“Before and After” is such a fascinating, thoughtful tale. What was your inspiration for this story?
Many of my stories come out of a meditation on some subject which has a strong emotional resonance for me. During these meditations I try to extend myself as far as possible, jotting down everything I know about the subject, imagining all the possibilities, all the ramifications, worst case scenarios, et cetera. I try to get all my thoughts down into one continuous file, which I print out and examine, looking for story possibilities, characters, plot ideas, et cetera. Since I’m a fiction writer, many of these ideas already come in the form of scenes and internal monologues, so the seeds of a fiction are already there. Oftentimes such a meditation will yield several stories.
I’ve lost a large number of people in my life: my wife, a child, both parents, a brother, a succession of close friends. When you get to be my age the losses come sometimes at an alarming rate. I recently turned seventy-four, with some health issues of my own, so mortality is a very real issue for me, along with questions about life after death, and how to spend your time meaningfully when you reach life’s final chapters.

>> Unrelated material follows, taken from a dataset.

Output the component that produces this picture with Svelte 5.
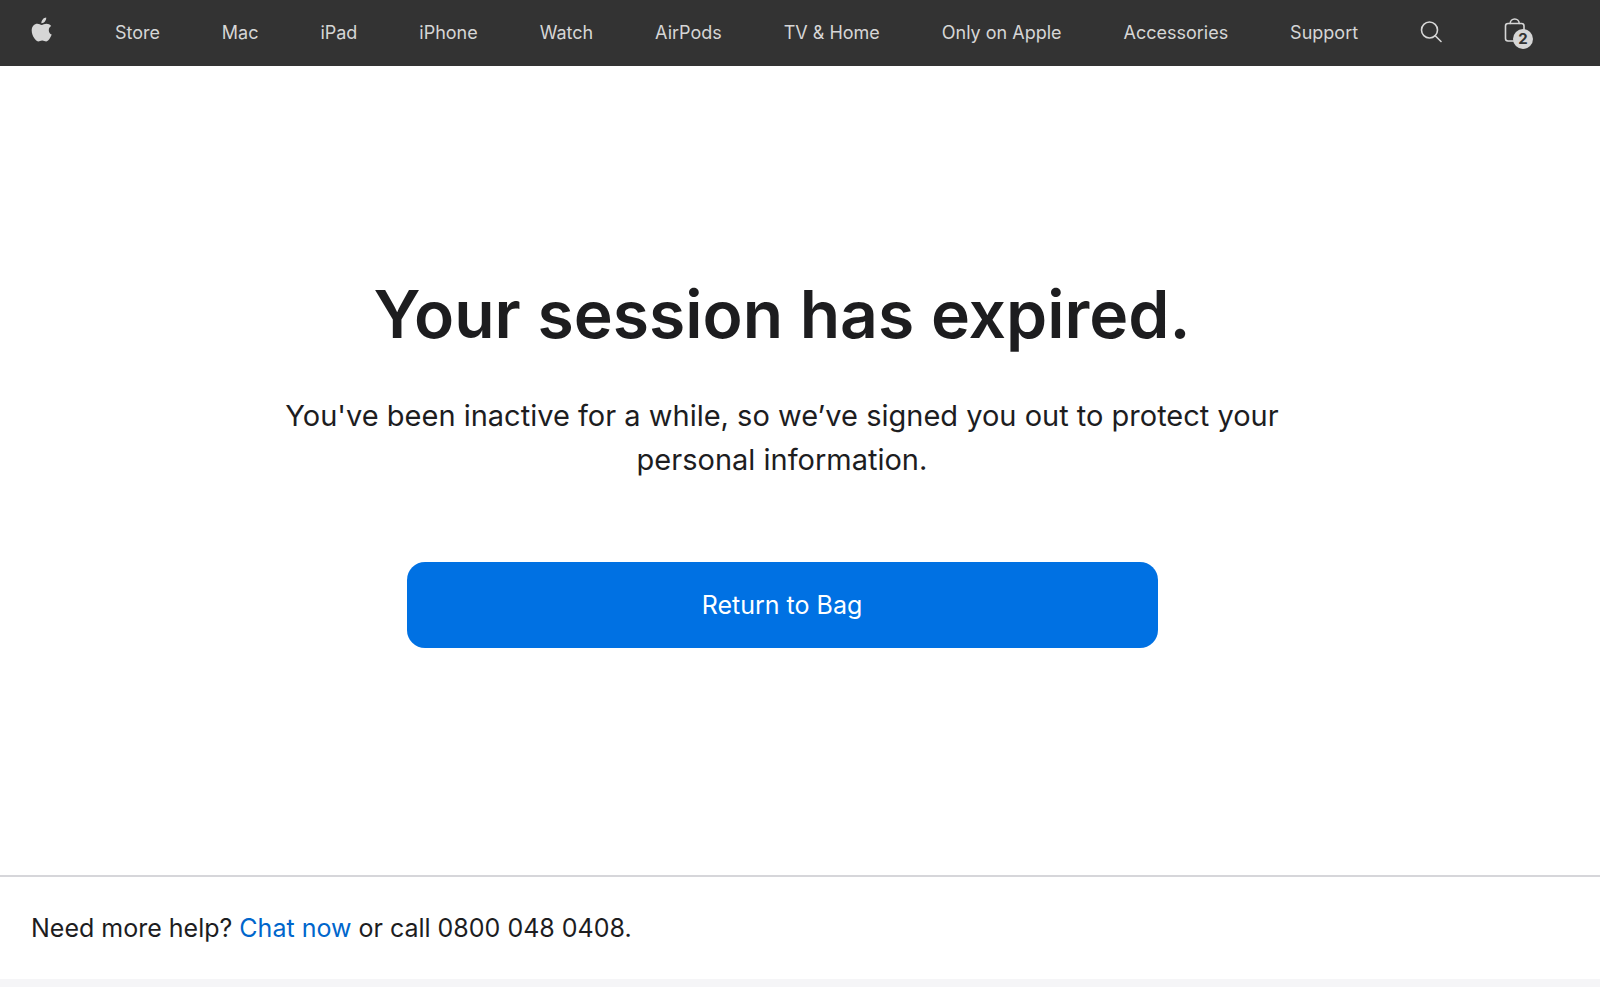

I do a self-inventory every year, thinking about the issues and experiences which concern me most, and asking myself if I’ve said everything I want to say about them. I’ve always felt that the fiction writer’s job was to deliver a kind of testimony concerning their time on the planet. “Before and After” is part of that testimony.
There’s lots of meditations on death: death of dreams, death of loved ones, death of the self . . . What made you want to explore all of these different avenues of dying?
I think human consciousness, by its nature, tends to make us a somewhat self-centered species. Our egos encourage the perspective that when we die, so does the universe. I think it requires some effort to acquire the empathy necessary to escape that perspective and become a helpful member of society. (Effort which I believe is certainly worth it.) I don’t believe it’s possible to entirely escape it, however. We all pay a high price for living, whether we possess that empathy or not, and that price is grief. All those different kinds of death can trigger grieving, because they are emblematic of our own deaths and the deaths of everything we love. Grief reminds us that in the end, we’re alone inside these skins of ours.
The narrator seems to ruminate on their own failures: regrets they may have had, behaviors they wish they hadn’t adopted, et cetera. Characters that fail make for compelling fiction. What are your thoughts and feelings on failure as a theme?
I sometimes think failure is the overarching theme for most lives and most literature. Some people say that death is the overarching theme, but what is death but the failure to go on living? Certainly, for the writing profession, failure can be a serious obsession. I know a few writers who feel like they’ve achieved some inarguable success, but they tend to be in the minority. When I talk to older writers especially, they tend to obsess more about their failures than the ways in which they’ve been successful. They can be acutely aware of the honors they did not receive, the acclaim which was never theirs, the sales which always seemed out of reach, or that the “wrong” works became successful, and the works they really cared about forgotten. This is true even of the famous ones I’ve read about—the Faulkners, the T.S. Eliots—when you read about how they felt about their own careers you encounter a great deal of disappointment. There is often something missing, some omission which deeply affects them. But it’s not just writers—older folks of any profession or walk of life often obsess over their regrets. Many of us, unfortunately, don’t know how not to feel like a failure. We haven’t learned how to escape that particular negative interpretation. And that’s all it is—one interpretation among many possible interpretations.
What’s next for you? Do you have any projects or upcoming stories you’d like to talk about?
Recently the paperback and ebook editions of my Rough Justice: Tales of Crime & Deception were released. This is almost all my noir fiction collected in a single volume. My next book release, from the Macabre Ink imprint of Crossroad Press, is Scarecrows: Appalachian Tales, collecting twenty-four stories about my native Appalachia, including five new tales concerning the farmers, miners, teachers, preachers, lawmen, itinerants, housewives, elders, children, and creatures who call these southern mountains home. The stories represent a range of genres: fantasy, horror, crime, humor, and realistic local color fiction of the region.
And a few months after that, Crossroad Press/Macabre Ink will release Everyday Horrors. The twenty stories in this collection focus on my more recent genre-bending tales in which dreamlike materials and rhythms fracture everyday realities to allow the fantastic to shine through. Included are such stories as “A Thin Silver Line” (originally scheduled for The Last Dangerous Visions), the folk horror “Gavin’s Field,” my Wendigo story “An Gorta Mór,” the cosmic horror “The Things We Do Not See,” “Within the Concrete” from ParSec, and “Memoria” from The Deadlands.